If the multiplier is 10x, for every $100 deposited into a bank up to $1,000 of new credit money is created through this mechanism. The M2 measure of the money supply, which includes the effects of fractional reserve banking and credit, was actually quite stable during this period. Below are graphs of the M0 and M2 money supply measures.
So where did all the M0 money go if it wasn’t multiplied through the credit system? The answer is that banks and financial institutions hoarded the money in order to shore up their own balance sheets and regain profitability. Banks still had bad loans and toxic assets on their balance sheets as a result of the housing bubble burst and its aftershocks. The extra cash on hand made their financial picture look a whole lot better.

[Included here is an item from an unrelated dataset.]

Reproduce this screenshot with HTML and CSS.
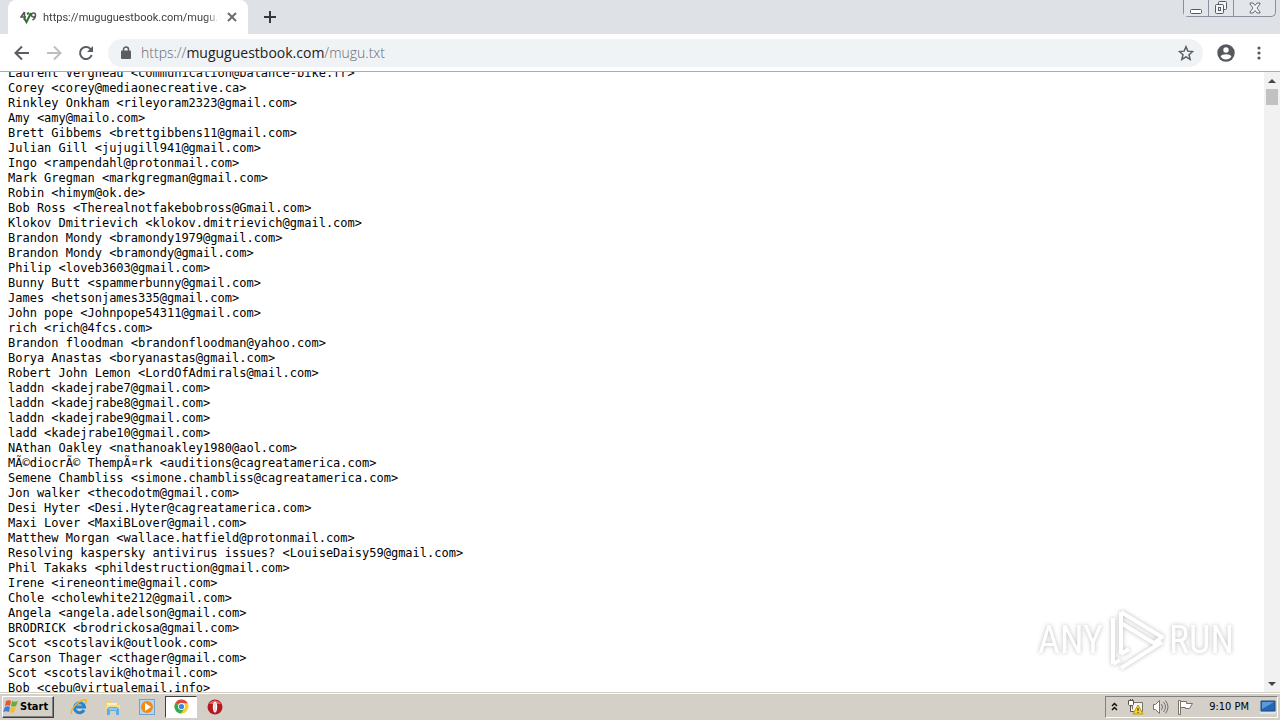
FILE: index.html
```html
<!DOCTYPE html>
<html lang="en">
<head>
  <meta charset="UTF-8">
  <meta name="viewport" content="width=device-width, initial-scale=1.0">
  <title>https://muguguestbook.com/mugu.txt</title>
  <link rel="stylesheet" href="styles.css">
</head>
<body>

  <!-- Tab strip -->
  <header class="tab-strip">
    <div class="tab">
      <svg class="favicon" width="17" height="14" viewBox="0 0 17 14">
        <path d="M4.500 2L1 7h5M4.500 2v8M15.500 5a2 2 0 1 0-4 0 2 2 0 0 0 4 0c0 3-1 4-3 5" fill="none" stroke="#555" stroke-width="1.500"/>
        <path d="M4 8l2.500 4L11 3M7 4l2-1" fill="none" stroke="#28702c" stroke-width="2"/>
      </svg>
      <span class="tab-title">https://muguguestbook.com/mugu.txt</span>
      <button class="icon-btn tab-close" aria-label="Close tab">
        <svg width="10" height="10" viewBox="0 0 10 10"><path d="M1 1l8 8M9 1L1 9" stroke="#6a6d71" stroke-width="2"/></svg>
      </button>
    </div>
    <button class="icon-btn new-tab" aria-label="New tab">
      <svg width="12" height="12" viewBox="0 0 12 12"><path d="M6 0v12M0 6h12" stroke="#35383c" stroke-width="2"/></svg>
    </button>
    <div class="window-buttons">
      <button class="win-btn" aria-label="Minimize">
        <svg width="12" height="14" viewBox="0 0 12 14"><rect x=".5" y="8.500" width="11" height="4" rx="1" fill="#fff" stroke="#555a66"/></svg>
      </button>
      <button class="win-btn" aria-label="Restore">
        <svg width="14" height="14" viewBox="0 0 14 14"><rect x="4.500" y=".5" width="8" height="8" rx="1" fill="#f4f5f7" stroke="#555a66"/><rect x="1.500" y="3.500" width="8" height="9" rx="1" fill="#f4f5f7" stroke="#555a66"/><rect x="4.500" y="6.500" width="2" height="3" fill="none" stroke="#555a66"/></svg>
      </button>
      <button class="win-btn win-close" aria-label="Close">
        <svg width="12" height="12" viewBox="0 0 12 12"><path d="M1 1h3l2 2.500L8 1h3v1L8 6l3 4v1H8L6 8.500 4 11H1v-1l3-4-3-4z" fill="#f4f5f7" stroke="#666b76"/></svg>
      </button>
    </div>
  </header>

  <!-- Toolbar -->
  <nav class="toolbar">
    <button class="icon-btn" aria-label="Back">
      <svg width="16" height="16" viewBox="0 0 16 16"><path d="M15 8H2M8 1.500L1.500 8 8 14.500" fill="none" stroke="#5a5d61" stroke-width="2"/></svg>
    </button>
    <button class="icon-btn" aria-label="Forward" disabled>
      <svg width="16" height="16" viewBox="0 0 16 16"><path d="M1 8h13M8 1.500L14.500 8 8 14.500" fill="none" stroke="#bcbec1" stroke-width="2"/></svg>
    </button>
    <button class="icon-btn" aria-label="Reload">
      <svg width="16" height="16" viewBox="0 0 16 16"><path d="M13.700 10A6 6 0 1 1 12.300 3.800L14 5.500" fill="none" stroke="#5a5d61" stroke-width="2"/><path d="M15 1v6H9z" fill="#5a5d61"/></svg>
    </button>
    <div class="omnibox">
      <svg width="10" height="13" viewBox="0 0 10 13"><path d="M2.500 5V3.500a2.500 2.500 0 0 1 5 0V5" fill="none" stroke="#5a5d61" stroke-width="1.500"/><rect x="0" y="4.500" width="10" height="8.500" rx="1" fill="#5a5d61"/></svg>
      <div class="url" role="textbox" aria-label="Address"><span>https://</span><b>muguguestbook.com</b><span>/mugu.txt</span></div>
      <button class="icon-btn" aria-label="Bookmark this page">
        <svg width="16" height="16" viewBox="0 0 24 24"><path d="M12 2.500l2.800 6.700 7.200.6-5.500 4.700 1.700 7.100-6.200-3.800-6.200 3.800 1.700-7.100L2 9.800l7.200-.6z" fill="none" stroke="#5a5d61" stroke-width="2.200"/></svg>
      </button>
    </div>
    <button class="icon-btn" aria-label="Profile">
      <svg width="18" height="18" viewBox="0 0 18 18"><circle cx="9" cy="9" r="8.700" fill="#55585c"/><circle cx="9" cy="6" r="2.700" fill="#fff"/><path d="M3.600 12.500c1-3 9.800-3 10.800 0-2 4-8.800 4-10.800 0z" fill="#fff"/></svg>
    </button>
    <button class="icon-btn menu" aria-label="Menu">
      <svg width="4" height="14" viewBox="0 0 4 14" fill="#55585c"><circle cx="2" cy="2" r="1.600"/><circle cx="2" cy="7" r="1.600"/><circle cx="2" cy="12" r="1.600"/></svg>
    </button>
  </nav>

  <!-- Text file -->
  <main class="viewport">
    <pre class="document">Laurent Vergneau &lt;communication@balance-bike.fr&gt;
Corey &lt;corey@mediaonecreative.ca&gt;
Rinkley Onkham &lt;rileyoram2323@gmail.com&gt;
Amy &lt;amy@mailo.com&gt;
Brett Gibbems &lt;brettgibbens11@gmail.com&gt;
Julian Gill &lt;jujugill941@gmail.com&gt;
Ingo &lt;rampendahl@protonmail.com&gt;
Mark Gregman &lt;markgregman@gmail.com&gt;
Robin &lt;himym@ok.de&gt;
Bob Ross &lt;Therealnotfakebobross@Gmail.com&gt;
Klokov Dmitrievich &lt;klokov.dmitrievich@gmail.com&gt;
Brandon Mondy &lt;bramondy1979@gmail.com&gt;
Brandon Mondy &lt;bramondy@gmail.com&gt;
Philip &lt;loveb3603@gmail.com&gt;
Bunny Butt &lt;spammerbunny@gmail.com&gt;
James &lt;hetsonjames335@gmail.com&gt;
John pope &lt;Johnpope54311@gmail.com&gt;
rich &lt;rich@4fcs.com&gt;
Brandon floodman &lt;brandonfloodman@yahoo.com&gt;
Borya Anastas &lt;boryanastas@gmail.com&gt;
Robert John Lemon &lt;LordOfAdmirals@mail.com&gt;
laddn &lt;kadejrabe7@gmail.com&gt;
laddn &lt;kadejrabe8@gmail.com&gt;
laddn &lt;kadejrabe9@gmail.com&gt;
ladd &lt;kadejrabe10@gmail.com&gt;
NAthan Oakley &lt;nathanoakley1980@aol.com&gt;
MÃ©diocrÃ© ThempÃ¤rk &lt;auditions@cagreatamerica.com&gt;
Semene Chambliss &lt;simone.chambliss@cagreatamerica.com&gt;
Jon walker &lt;thecodotm@gmail.com&gt;
Desi Hyter &lt;Desi.Hyter@cagreatamerica.com&gt;
Maxi Lover &lt;MaxiBLover@gmail.com&gt;
Matthew Morgan &lt;wallace.hatfield@protonmail.com&gt;
Resolving kaspersky antivirus issues? &lt;LouiseDaisy59@gmail.com&gt;
Phil Takaks &lt;phildestruction@gmail.com&gt;
Irene &lt;ireneontime@gmail.com&gt;
Chole &lt;cholewhite212@gmail.com&gt;
Angela &lt;angela.adelson@gmail.com&gt;
BRODRICK &lt;brodrickosa@gmail.com&gt;
Scot &lt;scotslavik@outlook.com&gt;
Carson Thager &lt;cthager@gmail.com&gt;
Scot &lt;scotslavik@hotmail.com&gt;
Bob &lt;cebu@virtualemail.info&gt;</pre>
    <div class="scrollbar">
      <button class="icon-btn scroll-btn" aria-label="Scroll up"><svg width="8" height="4" viewBox="0 0 8 4"><path d="M0 4l4-4 4 4z" fill="#444"/></svg></button>
      <div class="thumb"></div>
      <button class="icon-btn scroll-btn scroll-down" aria-label="Scroll down"><svg width="8" height="4" viewBox="0 0 8 4"><path d="M0 0l4 4 4-4z" fill="#444"/></svg></button>
    </div>
    <div class="watermark">
      <span>ANY</span>
      <svg width="60" height="64" viewBox="0 0 60 64" fill="none" stroke="#fff" stroke-width="4" stroke-linejoin="round">
        <path d="M15 4v42M15 4l41 25-8 6M15 15l36 22M7 10v46M7 56l7-4M15 46l8-5M15 60l41-26"/>
      </svg>
      <span>RUN</span>
    </div>
  </main>

  <!-- Taskbar -->
  <footer class="taskbar">
    <button class="start">
      <svg width="17" height="16" viewBox="0 0 17 16"><path d="M3 2c2-1 4-1 5 0L7 7c-2-1-3-1-5 0z" fill="#e8562a"/><path d="M9 2c2 1 4 1 6 0l-2 5c-2 1-3 1-5 0z" fill="#6dab3c"/><path d="M2 8c2-1 3-1 5 0l-1 5c-2-1-4-1-6 0z" fill="#3f7fd0"/><path d="M8 8c2 1 3 1 5 0l-2 5c-1 1-3 1-4 0z" fill="#f5bd28"/></svg>
      <span>Start</span>
    </button>
    <div class="quick-launch">
      <button class="app" aria-label="Internet Explorer">
        <svg width="18" height="18" viewBox="0 0 18 18"><path d="M14 12a5 5 0 1 1 .5-3H5" fill="none" stroke="#2583cf" stroke-width="3"/><path d="M2 16C-1 13 7 4 13 2c4-1 4 1 2 4" fill="none" stroke="#e9b62b" stroke-width="1.500"/></svg>
      </button>
      <button class="app" aria-label="Windows Explorer">
        <svg width="18" height="18" viewBox="0 0 18 18"><path d="M2 3h5l1 2h7v9H2z" fill="#edcf72"/><path d="M3 5h10v4H3z" fill="#fff3bd"/><path d="M2 7h14v4H2z" fill="#f5df8e"/><path d="M3 17v-6l2-2h8l2 2v6h-3v-4H6v4z" fill="#5fade0"/><path d="M5 11h8" stroke="#c2e7f5"/></svg>
      </button>
      <button class="app" aria-label="Media Player">
        <svg width="18" height="18" viewBox="0 0 18 18"><rect x="1.500" y="1.500" width="15" height="15" fill="#b6d6ef" stroke="#6fa3cd"/><circle cx="9" cy="9" r="6" fill="#f18b16"/><path d="M7 5l6 4-6 4z" fill="#fff"/></svg>
      </button>
      <button class="app app-active" aria-label="Chrome">
        <svg width="15" height="15" viewBox="0 0 16 16"><circle cx="8" cy="8" r="7.500" fill="#f7cf32"/><path d="M8 8L1.500 4.200A7.500 7.500 0 0 1 14.500 4.500H8z" fill="#dd4b3e"/><path d="M1.500 4.200A7.500 7.500 0 0 0 7.500 15.500L11 10 8 8z" fill="#36a852"/><circle cx="8" cy="8" r="3.700" fill="#fff"/><circle cx="8" cy="8" r="2.800" fill="#4285d8"/></svg>
      </button>
      <button class="app" aria-label="Opera">
        <svg width="16" height="16" viewBox="0 0 16 16"><circle cx="8" cy="8" r="7.500" fill="#b51a20"/><path d="M2 5a7 7 0 0 1 12 0z" fill="#dc6468"/><ellipse cx="8" cy="8" rx="2.200" ry="5.500" fill="#fff"/><path d="M8 4v8" stroke="#e5b5b5"/></svg>
      </button>
    </div>
    <div class="tray">
      <button class="icon-btn" aria-label="Show hidden icons"><svg width="7" height="10" viewBox="0 0 7 10"><path d="M1 4l2.500-2.500L6 4M1 8l2.500-2.500L6 8" fill="none" stroke="#111" stroke-width="1.500"/></svg></button>
      <svg class="network" width="17" height="16" viewBox="0 0 17 16"><path d="M5.500 3.500h10v9h-10z" fill="#f4f2ed" stroke="#77736a"/><path d="M1.500 1.500h5v4l-1 1h-3l-1-1zM3.500 6.500v6h3M3.500 0v2M5.500 0v2" fill="#fff" stroke="#55524c"/><path d="M11 6l5 9H6z" fill="#f9d71c" stroke="#b89a10"/><path d="M11 9v3M11 13v1" stroke="#222"/></svg>
      <svg width="17" height="16" viewBox="0 0 17 16" fill="none" stroke="#77736a"><path d="M1.500 5.500h2l4-4v13l-4-4h-2z" fill="#fff"/><path d="M9.500 5q2 3 0 6M11.500 3q4 5 0 10M13.500 1.500q5 6.500 0 13"/></svg>
      <svg width="17" height="16" viewBox="0 0 17 16"><path d="M1.500 1.500h2v14h-2zM3.500 2.500h6v2h6l-3 5h-4v-1h-5z" fill="#fff" stroke="#77736a"/></svg>
      <time class="clock">9:10 PM</time>
      <button class="icon-btn" aria-label="Show desktop"><svg width="16" height="14" viewBox="0 0 16 14"><path d="M1 1h14v10H1z" fill="#2467b5" stroke="#214b80"/><path d="M2 2h12L2 9z" fill="#5c9ade"/><path d="M0 12h16v2H0z" fill="#d9e4ef"/></svg></button>
    </div>
  </footer>

</body>
</html>
```
FILE: styles.css
```css
* {
  box-sizing: border-box;
}

body {
  margin: 0;
  height: 100vh;
  display: flex;
  flex-direction: column;
  overflow: hidden;
  background: #fff;
  font-family: "Open Sans", "Noto Sans", sans-serif;
}

svg {
  display: block;
  flex: none;
}

button {
  padding: 0;
  font: inherit;
}

.icon-btn {
  display: flex;
  align-items: center;
  justify-content: center;
  flex: none;
  border: 0;
  background: none;
}

/* Tab strip */
.tab-strip {
  display: flex;
  flex: none;
  height: 34px;
  padding-left: 8px;
  background: #dee1e6;
}

.tab {
  display: flex;
  align-items: center;
  width: 240px;
  padding: 0 10px 0 12px;
  border-radius: 8px 8px 0 0;
  background: #fff;
}

.favicon {
  margin-right: 6px;
}

.tab-title {
  flex: 1;
  overflow: hidden;
  white-space: nowrap;
  font-family: "Roboto", sans-serif;
  font-size: 11px;
  color: #3c4043;
  mask-image: linear-gradient(to right, #000 92%, transparent);
}

.tab-close {
  width: 12px;
  margin-left: 6px;
}

.new-tab {
  width: 28px;
  margin-left: 8px;
}

.window-buttons {
  display: flex;
  height: 17px;
  margin: 0 4px 0 auto;
  border: 1px solid #8b8f9b;
  border-top: 0;
  border-radius: 0 0 5px 5px;
}

.win-btn {
  display: flex;
  align-items: center;
  justify-content: center;
  width: 25px;
  border: 0;
  border-right: 1px solid #8b8f9b;
  background: #e2e5ea;
}

.win-close {
  width: 41px;
  border-right: 0;
  border-radius: 0 0 5px 0;
}

/* Toolbar */
.toolbar {
  display: flex;
  align-items: center;
  flex: none;
  gap: 16px;
  height: 38px;
  padding: 0 14px;
  border-bottom: 1px solid #a9abae;
}

.omnibox {
  display: flex;
  flex: 1;
  align-items: center;
  gap: 10px;
  height: 28px;
  margin: 0 -2px;
  padding: 0 9px 0 13px;
  border-radius: 14px;
  background: #f0f3f5;
}

.url {
  flex: 1;
  font-size: 14px;
  font-weight: 300;
  color: #666a6f;
}

.url b {
  font-weight: 400;
  color: #202124;
}

.menu {
  width: 15px;
}

/* Text file */
.viewport {
  position: relative;
  display: flex;
  flex: 1;
  min-height: 0;
  overflow: hidden;
}

.document {
  flex: 1;
  margin: -6px 0 0;
  padding-left: 8px;
  font-family: "DejaVu Sans Mono", monospace;
  font-size: 12px;
  line-height: 15px;
  color: #000;
}

.scrollbar {
  display: flex;
  flex-direction: column;
  width: 16px;
  background: #f1f1f1;
}

.scroll-btn {
  height: 17px;
}

.thumb {
  height: 16px;
  margin: 0 2px;
  background: #c1c1c1;
}

.scroll-down {
  margin-top: auto;
}

.watermark {
  position: absolute;
  right: 46px;
  bottom: 20px;
  display: flex;
  align-items: center;
  gap: 3px;
  font-family: "Roboto Condensed", "Liberation Sans Narrow", "Roboto", sans-serif;
  font-size: 38px;
  color: #fff;
  filter: drop-shadow(0 0 2px #bbb);
}

/* Taskbar */
.taskbar {
  display: flex;
  align-items: center;
  flex: none;
  height: 28px;
  padding: 0 2px;
  border-top: 1px solid #d4d0c8;
  background: #d4d0c8;
  box-shadow: inset 0 1px #fff;
  font-family: "DejaVu Sans Condensed", "DejaVu Sans", sans-serif;
  font-size: 11px;
}

.start {
  display: flex;
  align-items: center;
  width: 52px;
  height: 22px;
  border: 1px solid;
  border-color: #fff #404040 #404040 #fff;
  background: #d4d0c8;
  box-shadow: inset -1px -1px #808080;
  font-weight: bold;
}

.quick-launch {
  display: flex;
  gap: 2px;
  margin-left: 9px;
}

.app {
  display: flex;
  align-items: center;
  justify-content: center;
  width: 32px;
  height: 22px;
  border: 0;
  background: none;
}

.app-active {
  border: 1px solid;
  border-color: #404040 #fff #fff #404040;
  background: #fff;
}

.tray {
  display: flex;
  align-items: center;
  gap: 8px;
  height: 22px;
  margin-left: auto;
  padding: 0 1px 0 5px;
  border: 1px solid;
  border-color: #808080 #fff #fff #808080;
}

.network {
  margin-left: 1px;
}

.clock {
  margin: 0 3px 0 7px;
}
```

As the economy has recovered and the Fed has begun tapering its interventions, the money being held by banks is being returned to the Fed slowly in the form of interest payments on the debts purchased during QE. Meanwhile, the U.S. economy, on the whole, has remained productive and growing.
What Is Hyperinflation?
Hyperinflation refers to rapid and large price increases in an economy. It is sometimes defined as inflation rates of more than 50% in a given month.
What Are Some Examples of Hyperinflations?
Although often hyped, hyperinflation is actually a rare event for developed economies. It has several times throughout history in places such as Germany in the 1920s, China in the 1930s, Hungary in the 1940s, Argentina in the 1980s, Russian and Yugoslavia in the 1990s, and Zimbabwe in the 2000s.
What Is the Highest Inflation Rate Seen in the U.S. So Far?
In 1778, the inflation rate for America’s fledgling economy was close to 30%. In 1917, during the height of World War I, CPI inflation reached 17%. In 1980, during the oil crisis and stagflation, inflation stood at 13.5%.
The Bottom Line
Many feared that QE would spell hyperinflation for the U.S. economy following the economic crisis of 2008. The crisis, however, was largely a deflationary phenomenon and the money being injected into the system by QE, as seen by the spike in the M0 monetary base, was by and large retained by the financial sector, with the more important M2 money supply remained fairly stable.
Hyperinflation is an exponential rise in prices and tends to occur not when countries print too much money; instead, it is associated with a collapse in the real underlying economy. The printing of money is a desperate effort to maintain stability and prevent production from coming to a halt, as what happened in post-WWI Germany and during the 2000s when Mugabe headed the government of Zimbabwe. On the other hand, the U.S. economy remained productive during the period of the Great Recession and only saw very modest increases in inflation.